Iran getting a seat on the CSW, they said, was “indicative of the ways in which women’s rights are continually sold down the river in exchange for political favors and horse trading on other issues at the U.N.”

‘Delegates represent government interests’

An Iranian reformist news site, Rooz, quoted a women’s rights campaigner, Parvin Ardalan, as saying that activists could use Iran’s CSW membership as an opportunity to criticize its gender policies on the international stage.

But another rights advocate, Asieh Amini, argued that the government would use the CSW as a forum “to defend its fundamentalist policies.”

“In recent years, the Iranian government has attempted to justify its policies with respect to women by sending representatives to international conferences who represent, not Iran’s civil society and women’s movement, but government’s interests,” Rooz quoted her as saying. “One justification often provided by them for dismissing gender equality is the value of local customs and religious traditions.”

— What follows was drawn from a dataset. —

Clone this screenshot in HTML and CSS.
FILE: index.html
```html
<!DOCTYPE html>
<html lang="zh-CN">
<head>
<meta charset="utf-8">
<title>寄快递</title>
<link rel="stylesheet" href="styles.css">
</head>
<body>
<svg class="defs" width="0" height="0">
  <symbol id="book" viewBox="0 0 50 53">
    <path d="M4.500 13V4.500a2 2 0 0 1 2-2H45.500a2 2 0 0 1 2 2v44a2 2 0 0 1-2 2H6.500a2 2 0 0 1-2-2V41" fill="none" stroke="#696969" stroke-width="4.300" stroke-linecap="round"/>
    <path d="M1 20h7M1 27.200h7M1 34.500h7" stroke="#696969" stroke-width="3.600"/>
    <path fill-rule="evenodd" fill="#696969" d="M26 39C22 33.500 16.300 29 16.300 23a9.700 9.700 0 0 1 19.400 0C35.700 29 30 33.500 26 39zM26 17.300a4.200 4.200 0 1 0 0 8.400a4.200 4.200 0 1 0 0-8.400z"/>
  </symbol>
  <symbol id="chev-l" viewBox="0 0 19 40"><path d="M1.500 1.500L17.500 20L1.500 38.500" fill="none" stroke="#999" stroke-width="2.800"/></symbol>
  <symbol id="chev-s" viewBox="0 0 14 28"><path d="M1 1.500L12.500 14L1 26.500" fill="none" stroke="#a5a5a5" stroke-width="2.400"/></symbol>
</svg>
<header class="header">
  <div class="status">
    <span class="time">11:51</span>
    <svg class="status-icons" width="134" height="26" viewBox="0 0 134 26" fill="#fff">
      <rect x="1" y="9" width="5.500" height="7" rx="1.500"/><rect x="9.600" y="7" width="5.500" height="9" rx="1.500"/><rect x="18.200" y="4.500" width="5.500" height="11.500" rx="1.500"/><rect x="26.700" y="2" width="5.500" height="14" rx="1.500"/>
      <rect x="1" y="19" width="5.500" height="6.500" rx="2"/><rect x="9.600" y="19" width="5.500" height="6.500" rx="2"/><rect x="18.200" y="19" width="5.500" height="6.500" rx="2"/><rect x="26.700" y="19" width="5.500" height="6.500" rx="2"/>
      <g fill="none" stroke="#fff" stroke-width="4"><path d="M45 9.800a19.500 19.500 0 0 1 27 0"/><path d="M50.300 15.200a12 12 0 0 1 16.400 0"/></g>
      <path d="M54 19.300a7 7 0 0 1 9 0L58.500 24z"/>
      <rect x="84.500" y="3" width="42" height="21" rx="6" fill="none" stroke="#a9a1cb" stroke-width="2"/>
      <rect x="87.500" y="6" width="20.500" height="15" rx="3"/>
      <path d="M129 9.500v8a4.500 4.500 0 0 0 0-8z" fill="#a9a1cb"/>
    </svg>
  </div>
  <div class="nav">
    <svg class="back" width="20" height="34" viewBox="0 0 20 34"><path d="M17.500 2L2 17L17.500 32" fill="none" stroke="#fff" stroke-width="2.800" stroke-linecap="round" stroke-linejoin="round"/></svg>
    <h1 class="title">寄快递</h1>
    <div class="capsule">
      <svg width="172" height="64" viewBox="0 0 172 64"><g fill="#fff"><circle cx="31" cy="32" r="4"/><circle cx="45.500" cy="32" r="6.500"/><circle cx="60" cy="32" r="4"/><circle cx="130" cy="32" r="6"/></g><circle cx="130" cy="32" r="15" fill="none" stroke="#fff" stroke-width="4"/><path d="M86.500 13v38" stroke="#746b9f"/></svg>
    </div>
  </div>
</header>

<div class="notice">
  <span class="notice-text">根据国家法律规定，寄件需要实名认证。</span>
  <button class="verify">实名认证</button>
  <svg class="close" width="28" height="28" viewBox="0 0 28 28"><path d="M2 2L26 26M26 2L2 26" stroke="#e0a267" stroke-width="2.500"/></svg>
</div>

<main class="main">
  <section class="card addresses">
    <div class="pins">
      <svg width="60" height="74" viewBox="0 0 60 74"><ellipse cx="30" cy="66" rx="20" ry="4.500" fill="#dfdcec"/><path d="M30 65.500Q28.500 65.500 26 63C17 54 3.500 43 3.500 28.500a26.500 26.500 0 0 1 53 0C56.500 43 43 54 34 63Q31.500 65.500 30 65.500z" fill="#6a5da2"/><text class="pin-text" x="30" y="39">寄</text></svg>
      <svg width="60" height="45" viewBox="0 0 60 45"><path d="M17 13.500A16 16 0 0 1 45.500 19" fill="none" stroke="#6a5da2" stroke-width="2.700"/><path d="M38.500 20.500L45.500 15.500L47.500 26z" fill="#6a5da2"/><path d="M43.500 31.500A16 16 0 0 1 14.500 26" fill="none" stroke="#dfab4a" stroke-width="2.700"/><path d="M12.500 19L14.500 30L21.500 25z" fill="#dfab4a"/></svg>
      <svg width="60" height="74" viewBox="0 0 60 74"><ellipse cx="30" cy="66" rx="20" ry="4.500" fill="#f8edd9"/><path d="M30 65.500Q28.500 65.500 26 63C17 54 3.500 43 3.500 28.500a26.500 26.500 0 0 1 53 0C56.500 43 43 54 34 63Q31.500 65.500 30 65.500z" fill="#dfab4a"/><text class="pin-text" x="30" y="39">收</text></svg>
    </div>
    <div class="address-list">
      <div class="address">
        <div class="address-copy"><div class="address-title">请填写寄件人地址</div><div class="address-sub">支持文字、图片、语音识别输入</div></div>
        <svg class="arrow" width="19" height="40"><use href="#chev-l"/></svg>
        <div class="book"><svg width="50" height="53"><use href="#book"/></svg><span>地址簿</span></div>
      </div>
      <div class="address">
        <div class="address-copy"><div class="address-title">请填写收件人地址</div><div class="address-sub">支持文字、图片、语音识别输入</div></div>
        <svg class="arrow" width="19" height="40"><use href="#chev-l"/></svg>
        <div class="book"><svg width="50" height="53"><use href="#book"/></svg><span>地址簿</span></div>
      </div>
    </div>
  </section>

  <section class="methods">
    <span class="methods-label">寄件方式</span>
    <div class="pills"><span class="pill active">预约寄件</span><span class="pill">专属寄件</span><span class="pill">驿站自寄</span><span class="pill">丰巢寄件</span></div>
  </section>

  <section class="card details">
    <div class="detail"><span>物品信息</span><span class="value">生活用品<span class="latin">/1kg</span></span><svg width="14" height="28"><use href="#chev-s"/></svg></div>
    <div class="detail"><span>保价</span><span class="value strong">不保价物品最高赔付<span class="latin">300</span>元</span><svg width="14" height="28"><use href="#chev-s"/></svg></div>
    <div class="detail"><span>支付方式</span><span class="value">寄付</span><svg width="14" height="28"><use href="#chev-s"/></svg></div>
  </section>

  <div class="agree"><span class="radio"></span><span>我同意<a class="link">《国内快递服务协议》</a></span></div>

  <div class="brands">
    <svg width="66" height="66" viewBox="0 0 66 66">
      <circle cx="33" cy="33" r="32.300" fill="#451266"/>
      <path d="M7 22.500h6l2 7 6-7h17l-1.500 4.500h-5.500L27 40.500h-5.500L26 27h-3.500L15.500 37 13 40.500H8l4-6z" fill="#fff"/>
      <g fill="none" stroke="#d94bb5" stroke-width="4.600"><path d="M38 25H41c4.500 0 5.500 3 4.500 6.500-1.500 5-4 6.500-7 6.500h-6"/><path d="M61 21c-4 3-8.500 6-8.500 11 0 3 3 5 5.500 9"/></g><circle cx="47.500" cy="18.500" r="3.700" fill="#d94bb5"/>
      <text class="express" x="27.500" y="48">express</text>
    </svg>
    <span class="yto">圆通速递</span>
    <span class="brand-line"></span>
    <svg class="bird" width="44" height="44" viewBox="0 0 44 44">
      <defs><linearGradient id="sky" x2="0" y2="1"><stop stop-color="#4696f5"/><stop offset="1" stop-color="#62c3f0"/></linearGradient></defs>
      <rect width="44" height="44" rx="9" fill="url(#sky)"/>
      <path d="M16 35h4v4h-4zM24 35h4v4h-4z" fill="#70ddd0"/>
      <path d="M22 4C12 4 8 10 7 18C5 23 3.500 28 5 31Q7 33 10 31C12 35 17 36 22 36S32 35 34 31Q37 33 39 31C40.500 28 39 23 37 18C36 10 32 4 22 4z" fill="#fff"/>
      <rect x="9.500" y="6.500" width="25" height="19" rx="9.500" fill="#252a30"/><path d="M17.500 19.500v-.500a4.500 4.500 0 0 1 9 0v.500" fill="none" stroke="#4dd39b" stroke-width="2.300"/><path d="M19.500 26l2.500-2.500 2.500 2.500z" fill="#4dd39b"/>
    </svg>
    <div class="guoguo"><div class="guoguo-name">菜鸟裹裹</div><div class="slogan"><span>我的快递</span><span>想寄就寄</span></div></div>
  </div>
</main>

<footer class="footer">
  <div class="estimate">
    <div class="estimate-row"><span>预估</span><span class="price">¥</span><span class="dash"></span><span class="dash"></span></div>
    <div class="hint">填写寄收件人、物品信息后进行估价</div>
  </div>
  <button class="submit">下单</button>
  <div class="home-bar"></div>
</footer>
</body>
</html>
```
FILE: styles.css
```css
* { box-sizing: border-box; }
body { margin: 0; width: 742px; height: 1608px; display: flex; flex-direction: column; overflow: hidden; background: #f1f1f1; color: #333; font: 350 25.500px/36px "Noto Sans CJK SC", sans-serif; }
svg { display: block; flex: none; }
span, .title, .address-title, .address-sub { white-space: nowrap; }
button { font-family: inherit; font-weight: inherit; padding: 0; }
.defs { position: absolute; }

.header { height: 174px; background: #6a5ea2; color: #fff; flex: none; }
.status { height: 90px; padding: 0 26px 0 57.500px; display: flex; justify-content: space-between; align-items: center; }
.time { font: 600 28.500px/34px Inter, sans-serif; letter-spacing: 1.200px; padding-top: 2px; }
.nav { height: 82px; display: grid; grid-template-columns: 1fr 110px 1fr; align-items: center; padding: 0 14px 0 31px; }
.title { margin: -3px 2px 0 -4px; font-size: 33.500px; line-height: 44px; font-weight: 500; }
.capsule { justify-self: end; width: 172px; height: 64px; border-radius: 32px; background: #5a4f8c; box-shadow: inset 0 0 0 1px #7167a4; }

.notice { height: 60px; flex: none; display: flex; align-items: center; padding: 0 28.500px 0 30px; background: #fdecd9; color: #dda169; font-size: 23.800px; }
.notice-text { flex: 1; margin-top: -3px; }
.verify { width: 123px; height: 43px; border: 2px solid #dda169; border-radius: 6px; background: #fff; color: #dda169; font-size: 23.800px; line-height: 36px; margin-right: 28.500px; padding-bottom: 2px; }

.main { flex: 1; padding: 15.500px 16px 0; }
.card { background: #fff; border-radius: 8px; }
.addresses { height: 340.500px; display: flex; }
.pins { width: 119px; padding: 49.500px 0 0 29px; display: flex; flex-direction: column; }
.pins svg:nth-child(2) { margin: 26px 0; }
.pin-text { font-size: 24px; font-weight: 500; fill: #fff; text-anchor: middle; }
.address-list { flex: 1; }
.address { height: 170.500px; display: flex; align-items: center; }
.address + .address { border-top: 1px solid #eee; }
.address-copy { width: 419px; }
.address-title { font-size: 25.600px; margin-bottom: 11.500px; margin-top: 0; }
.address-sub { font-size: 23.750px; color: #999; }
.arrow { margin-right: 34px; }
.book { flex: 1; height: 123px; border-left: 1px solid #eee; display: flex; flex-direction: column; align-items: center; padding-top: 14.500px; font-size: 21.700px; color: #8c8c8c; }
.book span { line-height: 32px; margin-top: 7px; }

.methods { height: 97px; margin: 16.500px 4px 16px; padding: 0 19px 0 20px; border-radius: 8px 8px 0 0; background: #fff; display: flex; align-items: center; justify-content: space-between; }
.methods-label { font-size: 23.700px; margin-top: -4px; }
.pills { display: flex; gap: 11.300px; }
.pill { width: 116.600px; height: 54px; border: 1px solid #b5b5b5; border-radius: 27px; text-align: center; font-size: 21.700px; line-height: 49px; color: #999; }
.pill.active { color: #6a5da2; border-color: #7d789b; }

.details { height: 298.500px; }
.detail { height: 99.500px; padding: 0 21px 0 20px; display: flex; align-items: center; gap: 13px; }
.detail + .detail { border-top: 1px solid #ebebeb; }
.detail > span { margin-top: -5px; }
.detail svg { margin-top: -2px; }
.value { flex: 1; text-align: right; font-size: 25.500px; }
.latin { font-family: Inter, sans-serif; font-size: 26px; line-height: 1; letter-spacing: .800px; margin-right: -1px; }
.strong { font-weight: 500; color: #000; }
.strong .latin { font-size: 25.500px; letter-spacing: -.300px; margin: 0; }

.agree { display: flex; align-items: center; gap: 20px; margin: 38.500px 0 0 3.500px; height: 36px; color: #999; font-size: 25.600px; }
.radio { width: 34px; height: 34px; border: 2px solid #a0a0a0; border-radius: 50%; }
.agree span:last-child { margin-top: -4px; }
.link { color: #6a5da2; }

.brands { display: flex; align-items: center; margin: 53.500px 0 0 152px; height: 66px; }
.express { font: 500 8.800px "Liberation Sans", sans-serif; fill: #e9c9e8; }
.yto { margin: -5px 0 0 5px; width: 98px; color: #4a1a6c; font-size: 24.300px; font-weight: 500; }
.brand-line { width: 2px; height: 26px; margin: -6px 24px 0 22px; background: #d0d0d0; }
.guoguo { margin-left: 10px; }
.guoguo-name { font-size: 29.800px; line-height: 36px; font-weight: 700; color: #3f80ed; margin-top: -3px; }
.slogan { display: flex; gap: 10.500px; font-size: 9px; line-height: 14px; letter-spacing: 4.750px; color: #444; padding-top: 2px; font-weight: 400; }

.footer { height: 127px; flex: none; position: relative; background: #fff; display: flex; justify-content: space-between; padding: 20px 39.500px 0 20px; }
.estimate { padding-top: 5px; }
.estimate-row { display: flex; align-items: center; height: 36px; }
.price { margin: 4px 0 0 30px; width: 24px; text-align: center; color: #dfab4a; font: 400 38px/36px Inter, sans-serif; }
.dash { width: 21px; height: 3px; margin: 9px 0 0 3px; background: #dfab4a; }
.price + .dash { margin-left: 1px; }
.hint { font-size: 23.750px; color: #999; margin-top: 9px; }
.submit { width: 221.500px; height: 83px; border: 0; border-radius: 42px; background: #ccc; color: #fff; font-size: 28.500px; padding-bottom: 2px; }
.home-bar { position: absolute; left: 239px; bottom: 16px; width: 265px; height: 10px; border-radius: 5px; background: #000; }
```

When Iran defended its human rights record at the Human Rights Council last February, it pointedly included women in its delegation.

In introducing one of them, Prof. Mahboubeh Mobasheri, delegation leader Mohammed Larijani declared, “This lady is the chancellor of a huge university in Tehran.”

He did not mention that Alzahra University is a female-only institution, or that Mobasheri’s predecessor – Zahra Rahnavard, wife of green movement leader Mir Hossein Mousavi – had been forced out of the post by hardliners in 2006.

Mobasheri, wearing a black hijab, then told the Council that “the significant advancement of Iranian women’s status in society” since the 1979 Islamic revolution was “undeniable.”

“Benefiting from the religious teachings and observing the principles of moderation and strengthening the institution of family, the Islamic Republic of Iran has provided a favorable situation, without any legal impediments for women’s promotion,” she said.